_Set exercise_. Exactly repeat the material, dropping only the pictures.

_Source material_.

# # #

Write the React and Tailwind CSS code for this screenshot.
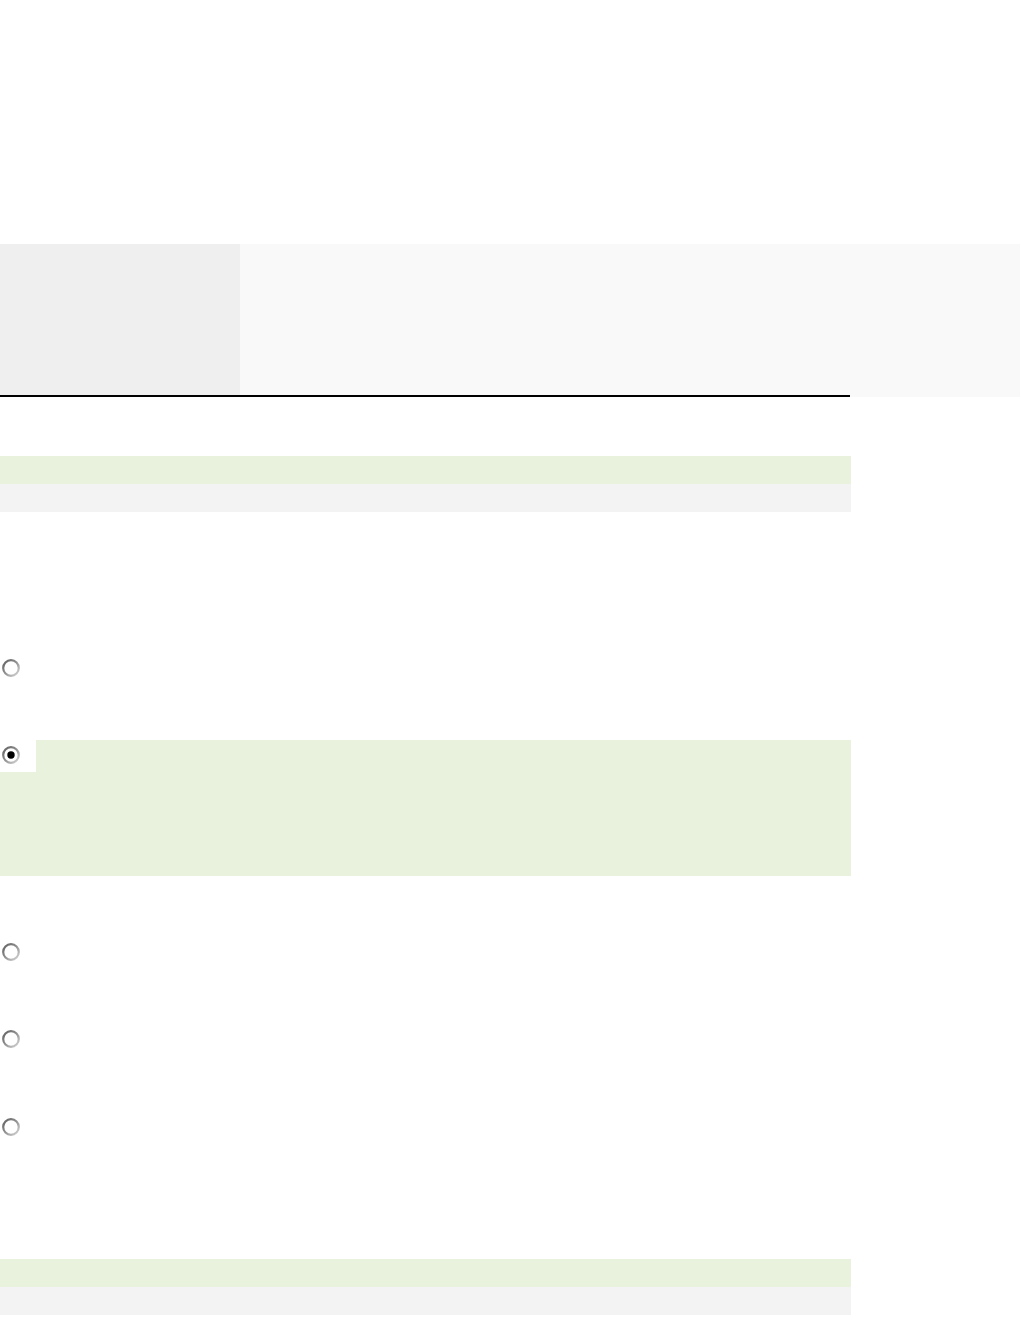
import React from "react";

function Radio({ checked }) {
  const id = checked ? "rg1" : "rg0";
  return (
    <svg width="18" height="18" viewBox="0 0 18 18" className="block">
      <defs>
        <linearGradient id={id} x1="0" y1="0" x2="1" y2="1">
          <stop offset="0" stopColor="#5f5f5f" />
          <stop offset="0.45" stopColor="#8c8c8c" />
          <stop offset="1" stopColor="#d8d8d8" />
        </linearGradient>
      </defs>
      <circle cx="9" cy="9" r="7.8" fill="#ffffff" stroke={`url(#${id})`} strokeWidth="2.2" />
      {checked && <circle cx="9" cy="9" r="3.7" fill="#000000" />}
    </svg>
  );
}

export default function App() {
  return (
    <div className="w-[1021px] min-h-[1343px] bg-white font-['Liberation_Sans',sans-serif]">
      <div className="h-[244px]" />
      <div className="flex w-[1020px] bg-[#f9f9f9]">
        <div className="w-[850px] border-b-2 border-black flex">
          <div className="w-[240px] h-[151px] bg-[#efefef]" />
        </div>
      </div>
      <div className="w-[851px] mt-[59px]">
        <div className="h-[28px] bg-[#e8f2dc]" />
        <div className="h-[28px] bg-[#f3f3f3]" />
      </div>
      <div className="w-[851px] mt-[147px] pl-[2px]">
        <Radio />
      </div>
      <div className="w-[851px] mt-[63px] h-[136px] bg-[#e8f2dc]">
        <div className="w-[36px] h-[32px] bg-white pt-[6px] pl-[2px]">
          <Radio checked />
        </div>
      </div>
      <div className="w-[851px] mt-[67px] pl-[2px]">
        <Radio />
      </div>
      <div className="w-[851px] mt-[69px] pl-[2px]">
        <Radio />
      </div>
      <div className="w-[851px] mt-[70px] pl-[2px]">
        <Radio />
      </div>
      <div className="w-[851px] mt-[123px]">
        <div className="h-[28px] bg-[#e8f2dc]" />
        <div className="h-[28px] bg-[#f3f3f3]" />
      </div>
    </div>
  );
}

# # #

_Correct result_.
Write the React and Tailwind CSS code for this screenshot.
import React from "react";

function Radio({ checked }) {
  const id = checked ? "rg1" : "rg0";
  return (
    <svg width="18" height="18" viewBox="0 0 18 18" className="block">
      <defs>
        <linearGradient id={id} x1="0" y1="0" x2="1" y2="1">
          <stop offset="0" stopColor="#5f5f5f" />
          <stop offset="0.45" stopColor="#8c8c8c" />
          <stop offset="1" stopColor="#d8d8d8" />
        </linearGradient>
      </defs>
      <circle cx="9" cy="9" r="7.8" fill="#ffffff" stroke={`url(#${id})`} strokeWidth="2.2" />
      {checked && <circle cx="9" cy="9" r="3.7" fill="#000000" />}
    </svg>
  );
}

export default function App() {
  return (
    <div className="w-[1021px] min-h-[1343px] bg-white font-['Liberation_Sans',sans-serif]">
      <div className="h-[244px]" />
      <div className="flex w-[1020px] bg-[#f9f9f9]">
        <div className="w-[850px] border-b-2 border-black flex">
          <div className="w-[240px] h-[151px] bg-[#efefef]" />
        </div>
      </div>
      <div className="w-[851px] mt-[59px]">
        <div className="h-[28px] bg-[#e8f2dc]" />
        <div className="h-[28px] bg-[#f3f3f3]" />
      </div>
      <div className="w-[851px] mt-[147px] pl-[2px]">
        <Radio />
      </div>
      <div className="w-[851px] mt-[63px] h-[136px] bg-[#e8f2dc]">
        <div className="w-[36px] h-[32px] bg-white pt-[6px] pl-[2px]">
          <Radio checked />
        </div>
      </div>
      <div className="w-[851px] mt-[67px] pl-[2px]">
        <Radio />
      </div>
      <div className="w-[851px] mt-[69px] pl-[2px]">
        <Radio />
      </div>
      <div className="w-[851px] mt-[70px] pl-[2px]">
        <Radio />
      </div>
      <div className="w-[851px] mt-[123px]">
        <div className="h-[28px] bg-[#e8f2dc]" />
        <div className="h-[28px] bg-[#f3f3f3]" />
      </div>
    </div>
  );
}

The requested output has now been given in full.